Nel 1914 è alla II mostra della Secessione romana dove presentò altre sculture, innovative caratterizzate dall’estrema stilizzazione, nelle scansioni e aperture ritmiche dei volumi e negli aguzzi tagli sghembi, maggiori caratterizzazioni futurista e il superamento sia della retorica della statuaria ottocentesca sia della smaterializzazione impressionistica.
Il passaggio a una sperimentazione pittorica moderna avvenne, invece, con La ridente (1913), dal colore fauve e dalle pennellate memori del divisionismo di Previati.

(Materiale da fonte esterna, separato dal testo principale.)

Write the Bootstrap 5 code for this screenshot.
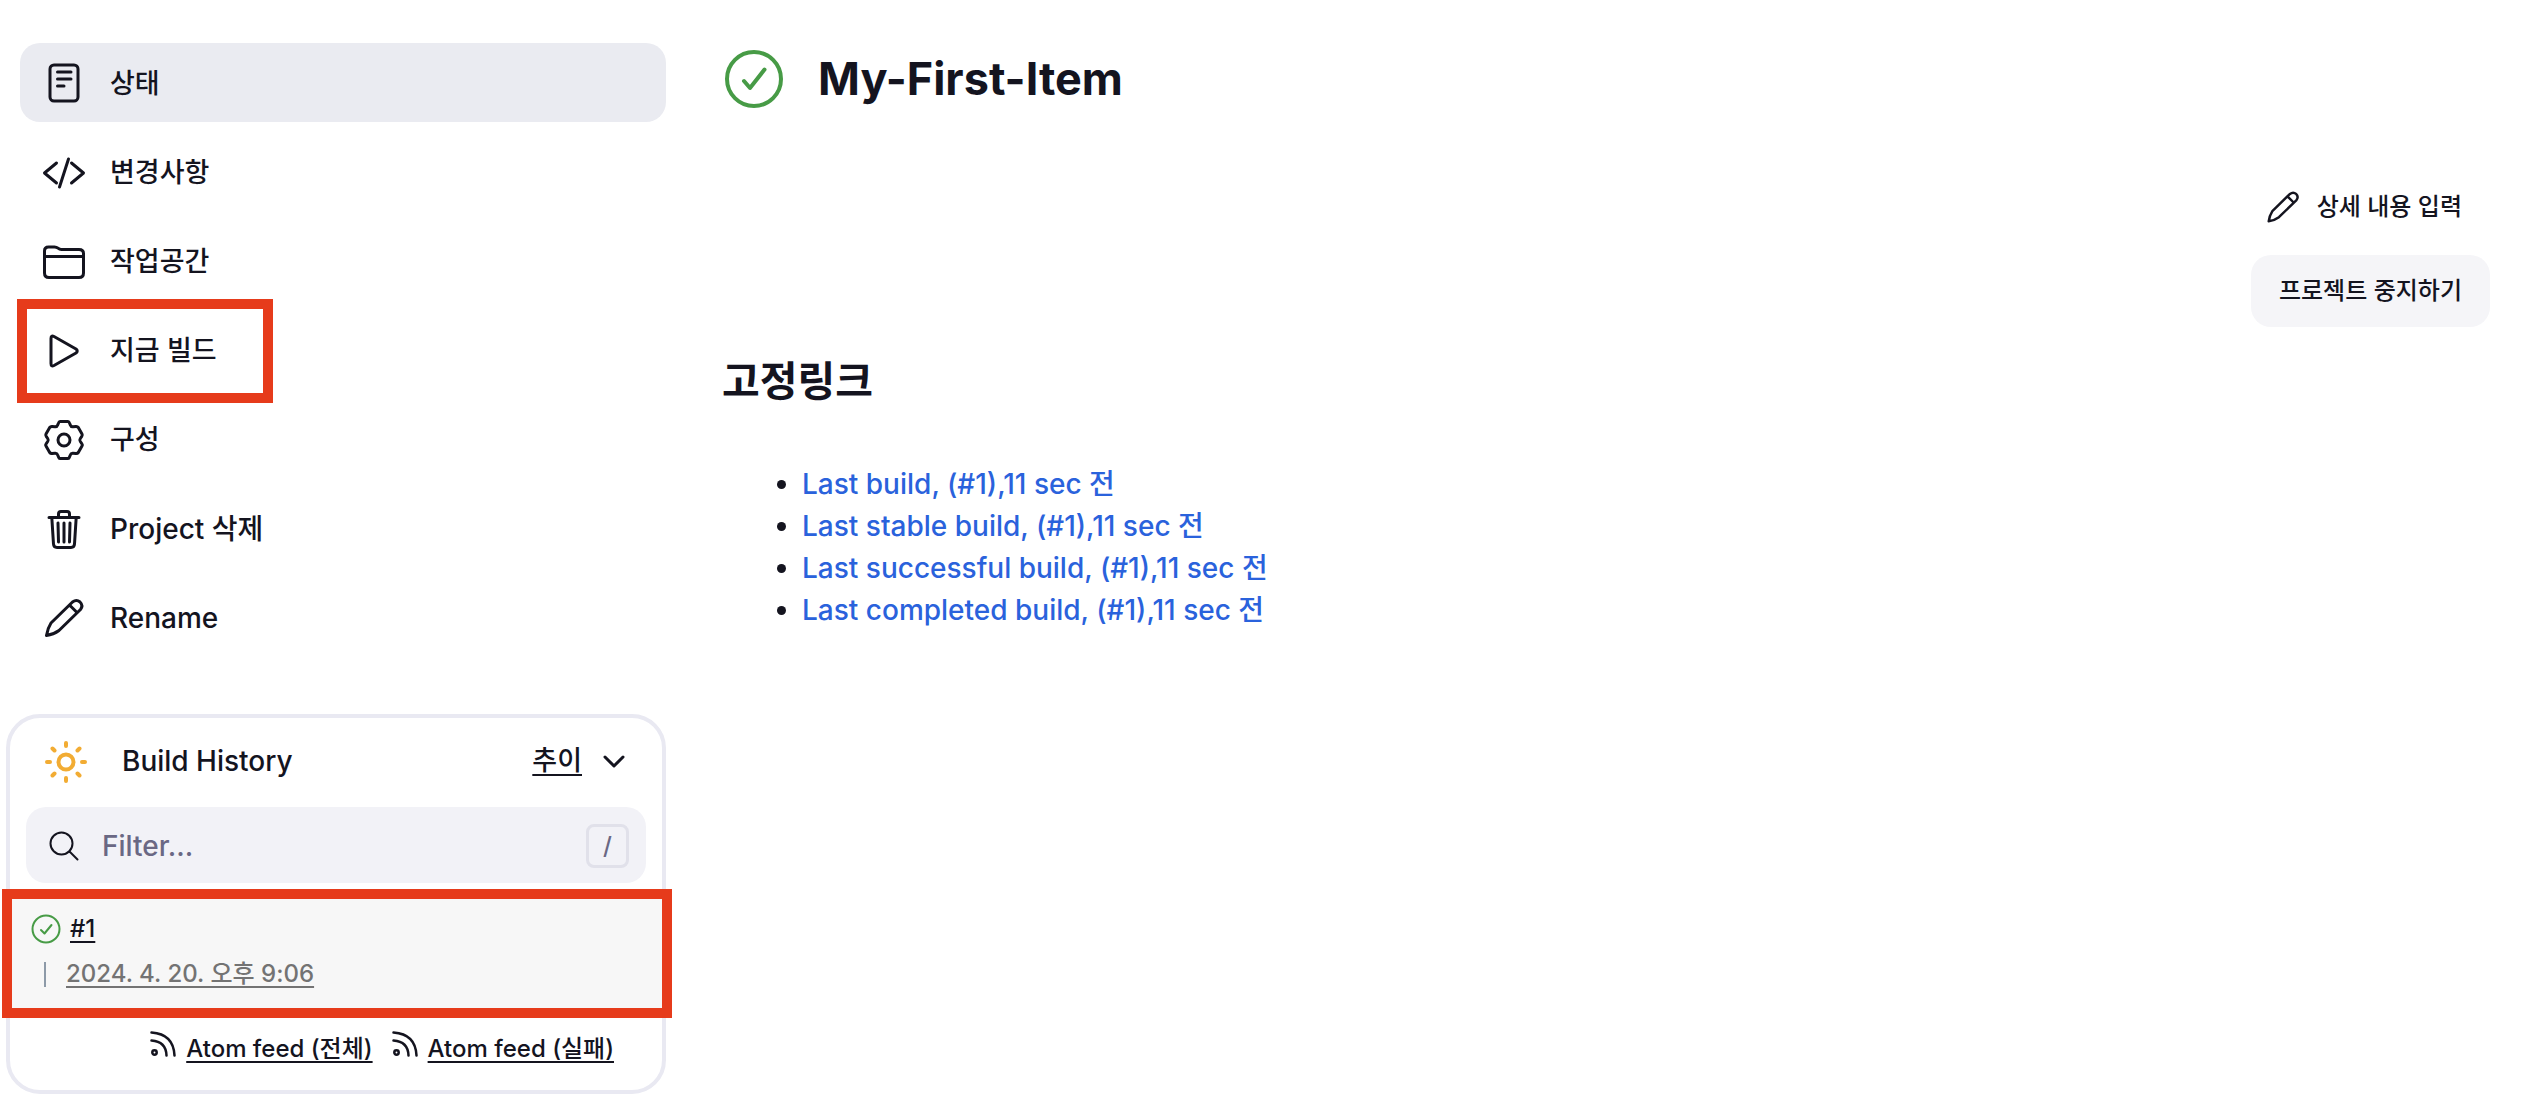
<!DOCTYPE html>
<html lang="ko">
<head>
<meta charset="utf-8">
<meta name="viewport" content="width=device-width, initial-scale=1">
<title>My-First-Item</title>
<link href="https://cdn.jsdelivr.net/npm/bootstrap@5.3.0/dist/css/bootstrap.min.css" rel="stylesheet">
<script defer src="https://cdn.jsdelivr.net/npm/bootstrap@5.3.0/dist/js/bootstrap.bundle.min.js"></script>
<style>
  :root { --ink: #14141f; --line: #e9e9f2; --alert: #e63b1b; --ok: #479b46; --sun: #f2ac33; }
  body { font-family: Inter, "Noto Sans CJK KR", sans-serif; font-size: 28px; line-height: 42px; font-weight: 500; color: var(--ink); }
  a { color: inherit; }
  svg { fill: none; stroke: currentColor; stroke-width: 3; stroke-linecap: round; stroke-linejoin: round; flex: none; display: block; }
  .ko { font-size: 27px; }

  .sidebar { width: 666px; flex: none; padding-top: 43px; }
  .tasks { gap: 10px; padding-left: 20px; margin-bottom: 58px; }
  .tasks .nav-link { display: flex; align-items: center; gap: 24px; height: 79px; padding: 2px 22px 0; border-radius: 20px; color: var(--ink); }
  .tasks .nav-link.active { background: #eaebf1; }
  .marked::after { content: ""; position: absolute; border: 10px solid var(--alert); pointer-events: none; }
  .build-now::after { left: -3px; top: -11px; bottom: -14px; width: 256px; }

  .history { margin-left: 6px; border: 4px solid var(--line); border-radius: 34px; }
  .history-head { height: 89px; padding: 0 36px 4px 34px; gap: 34px; }
  .underlined { text-decoration: underline; text-decoration-thickness: 2px; text-underline-offset: 4px; }
  .toggle { gap: 20px; }
  .sun { stroke: var(--sun); stroke-width: 4; }
  .filter-box { margin: 0 16px 16px; height: 76px; padding: 2px 17px 0 23px; gap: 23px; border-radius: 20px; background: #f2f2f7; }
  .filter-box input { font-size: 28px; line-height: 42px; font-weight: 500; color: var(--ink); background: none; }
  .filter-box input::placeholder { color: #6a6884; opacity: 1; }
  .hint { width: 43px; height: 44px; border: 3px solid #e1e1ea; border-radius: 8px; font: 500 24px/38px Inter, sans-serif; color: #6a6884; }
  .thin { stroke-width: 2; }
  .fine { font-size: 24px; line-height: 36px; }
  .build { background: #f7f7f7; padding: 12px 20px 16px; }
  .build::after { inset: -10px -10px -10px -8px; }
  .ok { stroke: var(--ok); }
  .ok-large { stroke-width: 4; }
  .build-date { color: #737373; margin-top: 9px; padding-left: 14px; gap: 20px; }
  .tick-bar { width: 2px; height: 25px; background: #8d9aa8; }
  .feeds { padding: 23px 48px; gap: 19px; }
  .feeds a { gap: 10px; }
  .feeds svg { stroke-width: 2.5; }

  .content { padding: 43px 34px 0 56px; }
  .page-head { height: 72px; gap: 34px; margin-bottom: 56px; }
  .page-head h1 { font-size: 45px; line-height: 60px; font-weight: 700; }
  .actions { gap: 12px; }
  .actions .btn { display: flex; align-items: center; gap: 16px; height: 72px; padding: 0 28px; border: 0; border-radius: 20px; font-size: 24px; font-weight: 500; color: var(--ink); }
  .actions .btn-soft { background: #f5f5f8; }
  .links-title { font-size: 41px; line-height: 60px; font-weight: 700; margin: 24px 0 52px; }
  .permalinks { padding-left: 80px; }
  .permalinks a { color: #2a62dc; }
</style>
</head>
<body>
<div class="d-flex align-items-start">
  <aside class="sidebar">
    <nav class="tasks nav flex-column flex-nowrap">
      <a class="nav-link active" href="#" aria-current="page">
        <svg width="44" height="44" viewBox="0 0 44 44"><rect x="8" y="3" width="28" height="36" rx="4"/><path d="M15.500 10H29M15.500 17H29M15.500 24H22"/></svg>
        <span class="ko">상태</span></a>
      <a class="nav-link" href="#">
        <svg width="44" height="44" viewBox="0 0 44 44"><path d="M14.500 12 2.500 22l12 10M26.500 8l-9 28M29.500 12l12 10-12 10"/></svg>
        <span class="ko">변경사항</span></a>
      <a class="nav-link" href="#">
        <svg width="44" height="44" viewBox="0 0 44 44"><path d="M2.500 33V11q0-4 4-4h6q2 0 3.500 1.200t3.500 1.300H37q4.500 0 4.500 4V33q0 4.500-4.500 4.500H7Q2.500 37.500 2.500 33ZM2.500 16.500h39"/></svg>
        <span class="ko">작업공간</span></a>
      <a class="nav-link position-relative marked build-now" href="#">
        <svg width="44" height="44" viewBox="0 0 44 44"><path d="M9 9.500v25q0 3.500 3 2L34 24q2.500-2 0-4L12 7.500q-3-1.500-3 2Z"/></svg>
        <span class="ko">지금 빌드</span></a>
      <a class="nav-link" href="#">
        <svg width="44" height="44" viewBox="-22 -22 44 44"><circle r="6"/><path d="M-4-18.500H4Q5-18.500 5.500-17L6.300-15Q7-13 9-13.200L12-13.500Q13.500-13.600 14.300-12.500L18-6Q18.700-4.800 17.800-3.600L16.300-1.500Q15.300 0 16.300 1.500L17.800 3.600Q18.700 4.800 18 6L14.300 12.500Q13.500 13.600 12 13.500L9 13.200Q7 13 6.300 15L5.500 17Q5 18.500 4 18.500H-4Q-5 18.500-5.500 17L-6.300 15Q-7 13-9 13.200L-12 13.500Q-13.500 13.600-14.300 12.500L-18 6Q-18.700 4.800-17.800 3.600L-16.300 1.500Q-15.300 0-16.300-1.500L-17.800-3.600Q-18.700-4.800-18-6L-14.300-12.500Q-13.500-13.600-12-13.500L-9-13.200Q-7-13-6.300-15L-5.500-17Q-5-18.500-4-18.500Z"/></svg>
        <span class="ko">구성</span></a>
      <a class="nav-link" href="#">
        <svg width="44" height="44" viewBox="0 0 44 44"><path d="M7 10.500h30M9.800 10.500 11.500 37q.2 3.500 3.500 3.500h14q3.300 0 3.500-3.500L34.200 10.500M16.500 10V7q0-2.500 2.500-2.500h6q2.500 0 2.500 2.500v3M16 16l.5 19M22 16v19M28 16l-.5 19"/></svg>
        <span>Project 삭제</span></a>
      <a class="nav-link" href="#">
        <svg width="44" height="44" viewBox="0 0 44 44"><path d="M4.500 39.500q1-7 4.500-12.500L30.500 6q4-3 7.500 0 3.500 3.500.5 7.500L17 34.500q-5.500 4-12.500 5ZM27.500 9l7.500 7.500"/></svg>
        <span>Rename</span></a>
    </nav>

    <section class="history">
      <div class="history-head d-flex align-items-center">
        <svg class="sun" width="44" height="44" viewBox="-22 -23 44 44"><circle r="7.500"/><path d="M0-19v3M0 19v-3M-19 0h3M19 0h-3M-13.500-13.500l2 2M13.500-13.500l-2 2M-13.500 13.500l2-2M13.500 13.500l-2-2"/></svg>
        <span class="flex-grow-1">Build History</span>
        <div class="toggle d-flex align-items-center">
          <a class="underlined ko" href="#">추이</a>
          <svg width="24" height="24" viewBox="0 0 24 24"><path d="m3 8 9 9 9-9"/></svg>
        </div>
      </div>
      <div class="filter-box d-flex align-items-center">
        <svg class="thin" width="30" height="30" viewBox="0 0 30 30"><circle cx="12.500" cy="12.500" r="11"/><path d="m20.500 20.500 8 8"/></svg>
        <input class="form-control border-0 p-0 shadow-none" type="text" placeholder="Filter..." aria-label="Filter">
        <span class="hint flex-shrink-0 text-center">/</span>
      </div>
      <div class="build marked position-relative fine">
        <div class="d-flex align-items-center gap-2">
          <svg class="ok thin" width="32" height="32" viewBox="-16 -16 32 32"><circle r="13.500"/><path d="m-5 1 3.500 3.500L5.500-4"/></svg>
          <a class="underlined" href="#">#1</a>
        </div>
        <div class="build-date d-flex align-items-center">
          <span class="tick-bar"></span>
          <a class="underlined" href="#">2024. 4. 20. 오후 9:06</a>
        </div>
      </div>
      <div class="feeds fine d-flex justify-content-end">
        <a class="d-flex text-decoration-none" href="#">
          <svg width="26" height="26" viewBox="0 0 26 26"><circle cx="4.500" cy="21.500" r="2.200"/><path d="M1.500 9.500Q16 10.500 16.500 24.500M1.500 1.500Q23.500 3 24.500 24.500"/></svg>
          <span class="underlined">Atom feed (전체)</span></a>
        <a class="d-flex text-decoration-none" href="#">
          <svg width="26" height="26" viewBox="0 0 26 26"><circle cx="4.500" cy="21.500" r="2.200"/><path d="M1.500 9.500Q16 10.500 16.500 24.500M1.500 1.500Q23.500 3 24.500 24.500"/></svg>
          <span class="underlined">Atom feed (실패)</span></a>
      </div>
    </section>
  </aside>

  <main class="content flex-grow-1">
    <div class="page-head d-flex align-items-center">
      <svg class="ok ok-large" width="62" height="62" viewBox="-32 -31 62 62"><circle r="27"/><path d="m-10 2 6 7L10.500-9.500"/></svg>
      <h1 class="mb-0">My-First-Item</h1>
    </div>
    <div class="actions d-flex flex-column align-items-end">
      <a class="btn" href="#">
        <svg width="36" height="36" viewBox="0 0 44 44"><path d="M4.500 39.500q1-7 4.500-12.500L30.500 6q4-3 7.500 0 3.500 3.500.5 7.500L17 34.500q-5.500 4-12.500 5ZM27.500 9l7.500 7.500"/></svg>
        상세 내용 입력</a>
      <button class="btn btn-soft" type="button">프로젝트 중지하기</button>
    </div>
    <h2 class="links-title">고정링크</h2>
    <ul class="permalinks mb-0">
      <li><a class="text-decoration-none" href="#">Last build, (#1),11 sec 전</a></li>
      <li><a class="text-decoration-none" href="#">Last stable build, (#1),11 sec 전</a></li>
      <li><a class="text-decoration-none" href="#">Last successful build, (#1),11 sec 전</a></li>
      <li><a class="text-decoration-none" href="#">Last completed build, (#1),11 sec 전</a></li>
    </ul>
  </main>
</div>
</body>
</html>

Rientrato a Roma, dopo aver partecipato alla guerra, nel 1917, non si rivolse più alla scultura, ma approfondì la ricerca coloristica attraverso apporti matissiani e suggestioni primitiviste.
Nel 1918 fondò una casa d’arte in via dei Coronari e, insieme con Mario Broglio, la rivista Valori plastici che, nei suoi due anni di attività, fu portavoce di un rinnovamento culturale basato sul recupero della tradizione italiana.
Nacque in questo clima dipinti quali: Composizione di oggetti caratterizzato da un’atmosfera di sospensione già metafisica; Testa, costruito a larghi piani, espressione di una ricerca d’ordine geometrico che giunse a compimento in Interno dove Melli coniugò una precisa definizione spaziale con una costruzione luminosa e rigorosa raggiunta per sensibilizzazione tonale dei piani.
A Roma Melli ritrovò anche un amico degli anni genovesi, Giuseppe Riccobaldi Del Bava, scenografo e cartellonista cinematografico, con il quale tenne una lunga corrispondenza.
Nel 1919 divenne direttore artistico della casa di produzione San Marco Film di Ferrara (1920-22),
Chiusa la parentesi cinematografica, fu invitato a esporre alla Fiorentina Primaverile del 1922, dove inviò il gruppo delle quattro sculture del 1913 e il dipinto Ritratto di mia moglie.
Seguì un lungo periodo di inattività nel 1928 tornò a concentrarsi sulla ricerca pittorica e nel 1932 espose alla III Mostra del Sindacato regionale fascista di belle arti del Lazio sette lavori, giocati sull’accostamento di colori tonali, restituivano la realtà al di là delle variazioni di luce e ombra.
Nel 1936 tenne la sua prima personale alla galleria Della cometa di Roma.
Al termine del conflitto un riconoscimento al suo ruolo di maestro fu la cattedra di pittura all’Accademia di belle arti di Roma (1945),
La sua pittura visse un momento felice, dialogando con le tendenze neocubiste sulla base di una maggiore sintesi dei piani cromatici, in quella luce fredda incastonata in zone tonali nette e taglienti una lezione per la coeva Scuola romana.
Rifiutò di partecipare alla Biennale di Venezia del 1948, ma nel 1950 la XXV Biennale di Venezia gli dedicò una sala con quattordici opere-cardine; alla XXVII Biennale veneziana, presentata da Maurizio Calvesi, cui si deve la prima monografia sull’artista (1954).
Espose alla VII Quadriennale romana del 1955.
Su Letteratura pubblicò nel 1956 il componimento Ritorno a Celle Ligure, dedicato alla località tante volte ritratta.